*EXERCISE PROMPT*.
Return all lines from the listing below in which the string "full" occurs.

━━━━━ DATASET EXCERPT ━━━━━

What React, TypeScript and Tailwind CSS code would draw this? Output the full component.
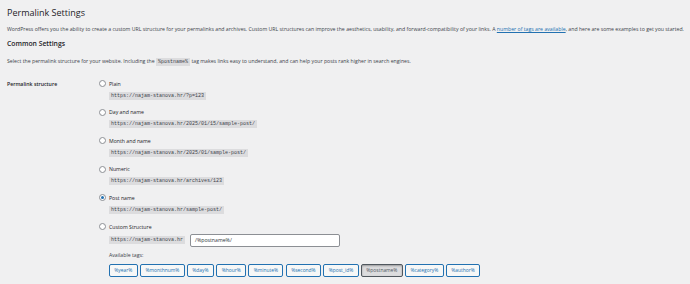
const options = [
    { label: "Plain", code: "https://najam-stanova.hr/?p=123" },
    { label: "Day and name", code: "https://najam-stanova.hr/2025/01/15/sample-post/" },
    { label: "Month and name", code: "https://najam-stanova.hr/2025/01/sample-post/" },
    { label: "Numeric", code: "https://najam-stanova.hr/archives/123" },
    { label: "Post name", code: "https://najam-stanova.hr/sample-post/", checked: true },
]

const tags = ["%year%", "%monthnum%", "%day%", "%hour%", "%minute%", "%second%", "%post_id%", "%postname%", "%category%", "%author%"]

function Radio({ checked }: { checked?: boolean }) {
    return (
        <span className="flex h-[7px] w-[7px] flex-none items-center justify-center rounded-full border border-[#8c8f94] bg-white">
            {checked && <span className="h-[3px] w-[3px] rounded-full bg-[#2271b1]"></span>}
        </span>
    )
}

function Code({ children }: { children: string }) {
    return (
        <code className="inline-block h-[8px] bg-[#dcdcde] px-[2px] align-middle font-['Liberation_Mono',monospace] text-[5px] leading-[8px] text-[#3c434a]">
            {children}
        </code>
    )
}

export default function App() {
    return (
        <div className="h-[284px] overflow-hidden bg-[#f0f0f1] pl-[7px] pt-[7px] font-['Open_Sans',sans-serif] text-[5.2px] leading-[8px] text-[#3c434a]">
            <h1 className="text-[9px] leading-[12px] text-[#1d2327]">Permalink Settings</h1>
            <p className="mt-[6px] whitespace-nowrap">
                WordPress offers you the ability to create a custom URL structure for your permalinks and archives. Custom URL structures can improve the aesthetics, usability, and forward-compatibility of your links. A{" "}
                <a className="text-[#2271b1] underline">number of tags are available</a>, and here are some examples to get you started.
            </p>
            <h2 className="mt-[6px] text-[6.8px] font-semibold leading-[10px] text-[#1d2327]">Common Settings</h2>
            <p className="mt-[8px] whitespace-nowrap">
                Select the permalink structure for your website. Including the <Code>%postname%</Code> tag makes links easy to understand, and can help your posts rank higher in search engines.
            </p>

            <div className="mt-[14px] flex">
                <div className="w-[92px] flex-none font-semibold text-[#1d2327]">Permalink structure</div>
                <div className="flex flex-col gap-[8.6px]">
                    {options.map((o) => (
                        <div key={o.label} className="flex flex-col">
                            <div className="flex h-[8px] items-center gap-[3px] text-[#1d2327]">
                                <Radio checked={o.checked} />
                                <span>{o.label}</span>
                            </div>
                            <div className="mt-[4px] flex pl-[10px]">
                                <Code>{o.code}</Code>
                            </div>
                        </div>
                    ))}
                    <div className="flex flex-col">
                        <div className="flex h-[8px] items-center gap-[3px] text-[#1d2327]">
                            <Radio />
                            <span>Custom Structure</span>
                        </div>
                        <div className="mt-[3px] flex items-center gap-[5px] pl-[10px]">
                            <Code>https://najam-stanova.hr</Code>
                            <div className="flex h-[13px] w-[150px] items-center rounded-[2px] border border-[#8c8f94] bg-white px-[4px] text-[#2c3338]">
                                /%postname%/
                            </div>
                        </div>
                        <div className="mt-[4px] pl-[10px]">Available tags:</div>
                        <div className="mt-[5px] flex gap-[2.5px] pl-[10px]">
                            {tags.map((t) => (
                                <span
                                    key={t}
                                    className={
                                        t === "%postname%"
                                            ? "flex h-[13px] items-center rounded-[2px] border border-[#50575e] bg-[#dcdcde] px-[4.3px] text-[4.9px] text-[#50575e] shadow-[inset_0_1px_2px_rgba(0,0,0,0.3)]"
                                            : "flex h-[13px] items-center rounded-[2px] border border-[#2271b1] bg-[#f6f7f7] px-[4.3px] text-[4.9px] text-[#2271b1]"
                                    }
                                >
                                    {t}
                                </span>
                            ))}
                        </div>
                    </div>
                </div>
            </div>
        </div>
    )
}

━━━━━

*THE SOLUTION*.
What React, TypeScript and Tailwind CSS code would draw this? Output the full component.
        <span className="flex h-[7px] w-[7px] flex-none items-center justify-center rounded-full border border-[#8c8f94] bg-white">
            {checked && <span className="h-[3px] w-[3px] rounded-full bg-[#2271b1]"></span>}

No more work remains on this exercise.